Those two lists (Congress and criminalization by country) do nothing to indicate that SEA doesn't have higher historical tolerance than the US. In your list of Congressmen/women I now see 1969 too, and even that's very recent considering the topic is historical tolerance. Homosexual relations were illegal in the US from British rule until for the most part the very late 20th Century and 2003 nationwide, and cross dressing bans were enforced into the late 20th Century, so we definitely don't have a history of tolerance.
On your list of countries, in Southeast Asia there are Brunei (made illegal by the British in 1906), Malaysia (made illegal by the British in 1871, some states imposed restrictions starting in the 1990's), and Myanmar (made illegal by the British in 1886).
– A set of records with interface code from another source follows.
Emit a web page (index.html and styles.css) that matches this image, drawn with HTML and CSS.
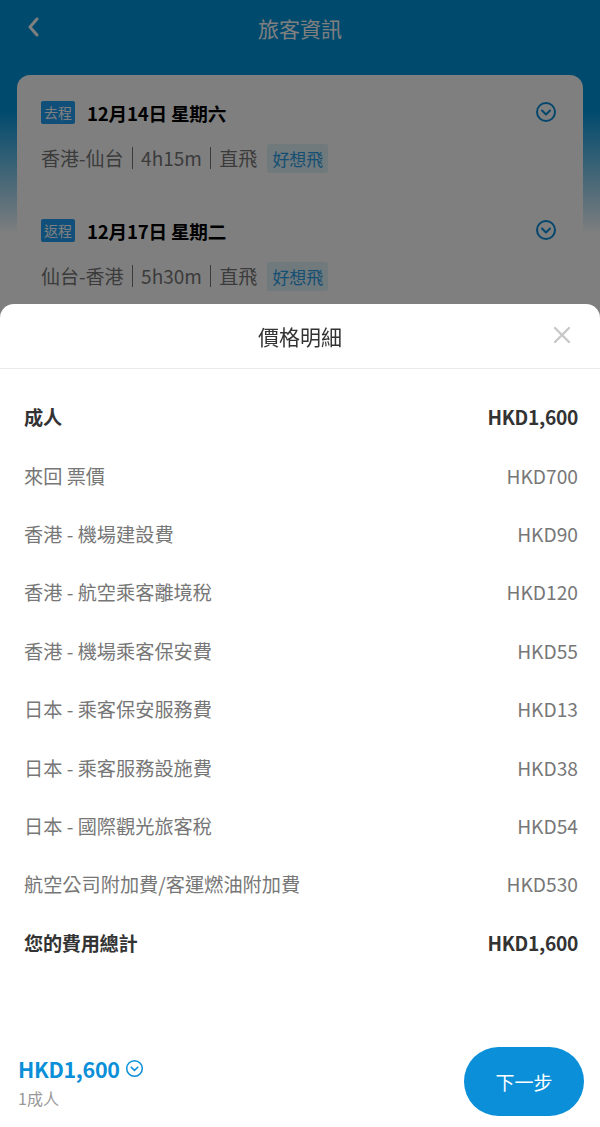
FILE: index.html
```html
<!DOCTYPE html>
<html lang="zh-Hant">
<head>
  <meta charset="UTF-8">
  <title>旅客資訊</title>
  <meta name="viewport" content="width=device-width, initial-scale=1.0">
  <link rel="stylesheet" href="styles.css">
</head>
<body>
  <div class="page">
    <div class="topbar">
      <svg class="back" width="14" height="22" viewBox="0 0 14 22"><path d="M11 3 L4 11 L11 19" fill="none" stroke="#fff" stroke-width="3" stroke-linecap="round" stroke-linejoin="round"/></svg>
      <h1>旅客資訊</h1>
    </div>

    <div class="card">
      <div class="leg">
        <div class="leg-head">
          <span class="tag">去程</span>
          <span class="date">12月14日 星期六</span>
          <svg class="chev" width="22" height="22" viewBox="0 0 22 22"><circle cx="11" cy="11" r="9" fill="none" stroke="#0a8fd8" stroke-width="2"/><path d="M7 9.5 L11 13.5 L15 9.5" fill="none" stroke="#0a8fd8" stroke-width="2" stroke-linecap="round" stroke-linejoin="round"/></svg>
        </div>
        <div class="leg-info">香港-仙台<i class="sep"></i>4h15m<i class="sep"></i>直飛<span class="brand">好想飛</span></div>
      </div>
      <div class="leg">
        <div class="leg-head">
          <span class="tag">返程</span>
          <span class="date">12月17日 星期二</span>
          <svg class="chev" width="22" height="22" viewBox="0 0 22 22"><circle cx="11" cy="11" r="9" fill="none" stroke="#0a8fd8" stroke-width="2"/><path d="M7 9.5 L11 13.5 L15 9.5" fill="none" stroke="#0a8fd8" stroke-width="2" stroke-linecap="round" stroke-linejoin="round"/></svg>
        </div>
        <div class="leg-info">仙台-香港<i class="sep"></i>5h30m<i class="sep"></i>直飛<span class="brand">好想飛</span></div>
      </div>
    </div>
  </div>

  <div class="mask"></div>

  <div class="sheet">
    <div class="sheet-head">
      <h2>價格明細</h2>
      <svg class="close" width="20" height="20" viewBox="0 0 20 20"><path d="M3 3 L17 17 M17 3 L3 17" stroke="#c8c8c8" stroke-width="2.4" stroke-linecap="round"/></svg>
    </div>

    <ul class="prices">
      <li class="strong"><span>成人</span><span>HKD1,600</span></li>
      <li><span>來回 票價</span><span>HKD700</span></li>
      <li><span>香港 - 機場建設費</span><span>HKD90</span></li>
      <li><span>香港 - 航空乘客離境稅</span><span>HKD120</span></li>
      <li><span>香港 - 機場乘客保安費</span><span>HKD55</span></li>
      <li><span>日本 - 乘客保安服務費</span><span>HKD13</span></li>
      <li><span>日本 - 乘客服務設施費</span><span>HKD38</span></li>
      <li><span>日本 - 國際觀光旅客稅</span><span>HKD54</span></li>
      <li><span>航空公司附加費/客運燃油附加費</span><span>HKD530</span></li>
      <li class="strong"><span>您的費用總計</span><span>HKD1,600</span></li>
    </ul>

    <div class="footer">
      <div class="total">
        <div class="total-price">HKD1,600
          <svg width="19" height="19" viewBox="0 0 20 20"><circle cx="10" cy="10" r="8.2" fill="none" stroke="#0a8fd8" stroke-width="1.6"/><path d="M6.6 8.6 L10 12 L13.4 8.6" fill="none" stroke="#0a8fd8" stroke-width="1.6" stroke-linecap="round" stroke-linejoin="round"/></svg>
        </div>
        <div class="pax">1成人</div>
      </div>
      <button class="next">下一步</button>
    </div>
  </div>
</body>
</html>
```

FILE: styles.css
```css
* {
  box-sizing: border-box;
}
body {
  margin: 0;
  height: 1127px;
  overflow: hidden;
  font-family: "Noto Sans CJK TC", "Noto Sans", sans-serif;
  background-color: #fff;
}
.page {
  height: 1127px;
  background: linear-gradient(#0094dc 0, #0094dc 110px, #ffffff 235px);
}
.topbar {
  height: 75px;
  display: flex;
  align-items: flex-start;
  justify-content: center;
  padding-top: 8px;
  position: relative;
}
.topbar h1 {
  margin: 0;
  font-size: 21px;
  font-weight: normal;
  line-height: 40px;
  color: #fff;
}
.back {
  position: absolute;
  left: 26px;
  top: 16px;
}
.card {
  margin: 0 17px;
  background-color: #fff;
  border-radius: 13px;
  padding: 22px 23px 20px 24px;
}
.leg {
  padding-bottom: 41px;
}
.leg-head {
  display: flex;
  align-items: center;
  height: 30px;
}
.tag {
  background-color: #1f9ff2;
  color: #fff;
  font-size: 14px;
  line-height: 23px;
  padding: 0 3px;
  border-radius: 2px;
}
.date {
  margin-left: 12px;
  font-size: 18.6px;
  font-weight: bold;
  color: #000;
  letter-spacing: -0.2px;
}
.chev {
  margin-left: auto;
  margin-right: 3px;
}
.leg-info {
  margin-top: 15px;
  font-size: 19px;
  color: #777;
  line-height: 32px;
  display: flex;
  align-items: center;
}
.sep {
  display: inline-block;
  width: 1.5px;
  height: 22px;
  background-color: #777;
  margin: 0 8px;
}
.brand {
  margin-left: 10px;
  background-color: #e0f2f8;
  color: #2a9fe8;
  line-height: 29px;
  font-size: 17px;
  padding: 0 5px;
  border-radius: 3px;
}
.mask {
  position: fixed;
  inset: 0;
  background-color: rgba(0, 0, 0, 0.5);
}
.sheet {
  position: fixed;
  left: 0;
  right: 0;
  bottom: 0;
  height: 823px;
  background-color: #fff;
  border-radius: 14px 14px 0 0;
  display: flex;
  flex-direction: column;
}
.sheet-head {
  height: 65px;
  border-bottom: 1px solid #eaeaea;
  display: flex;
  align-items: center;
  justify-content: center;
  position: relative;
}
.sheet-head h2 {
  margin: 0;
  font-size: 21px;
  font-weight: normal;
  color: #333;
}
.close {
  position: absolute;
  right: 28px;
  top: 21px;
}
.prices {
  list-style: none;
  margin: 0;
  padding: 19px 22px 0 24px;
}
.prices li {
  height: 58.4px;
  display: flex;
  align-items: center;
  justify-content: space-between;
  font-size: 19.2px;
  color: #777;
}
.prices li.strong {
  color: #333;
  font-weight: bold;
  letter-spacing: -0.3px;
}
.footer {
  margin-top: auto;
  padding: 0 16px 11px 18px;
  display: flex;
  align-items: center;
  justify-content: space-between;
}
.total-price {
  font-size: 21.5px;
  font-weight: bold;
  color: #0a8fd8;
  display: flex;
  align-items: center;
  gap: 5px;
  letter-spacing: -0.3px;
}
.pax {
  margin-top: 2px;
  font-size: 16px;
  color: #999;
}
.next {
  width: 120px;
  height: 69px;
  border: none;
  border-radius: 35px;
  background-color: #0a8fd8;
  color: #fff;
  font-family: inherit;
  font-size: 19px;
  cursor: pointer;
}
```
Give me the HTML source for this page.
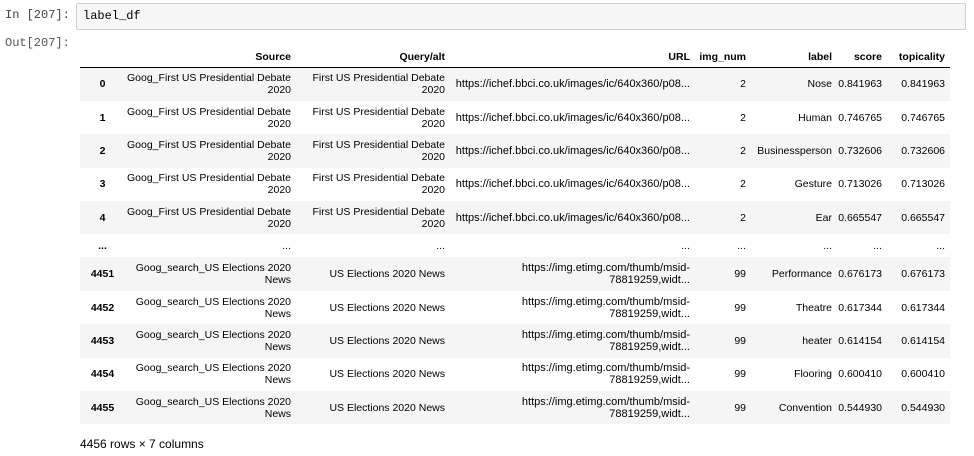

Those are very recent dates considering the history of the cultures, and the criminalization came from an outside, occupying society. There is a long history of tolerance up to modern times in those and other SEA countries. That tolerance has declined recently in Muslim areas further to Saudi funding of reactionary clerics but it's still there. Maybe the following will be of interest, and you can always check transgender history in Wikipedia and look at the SEA countries mentioned.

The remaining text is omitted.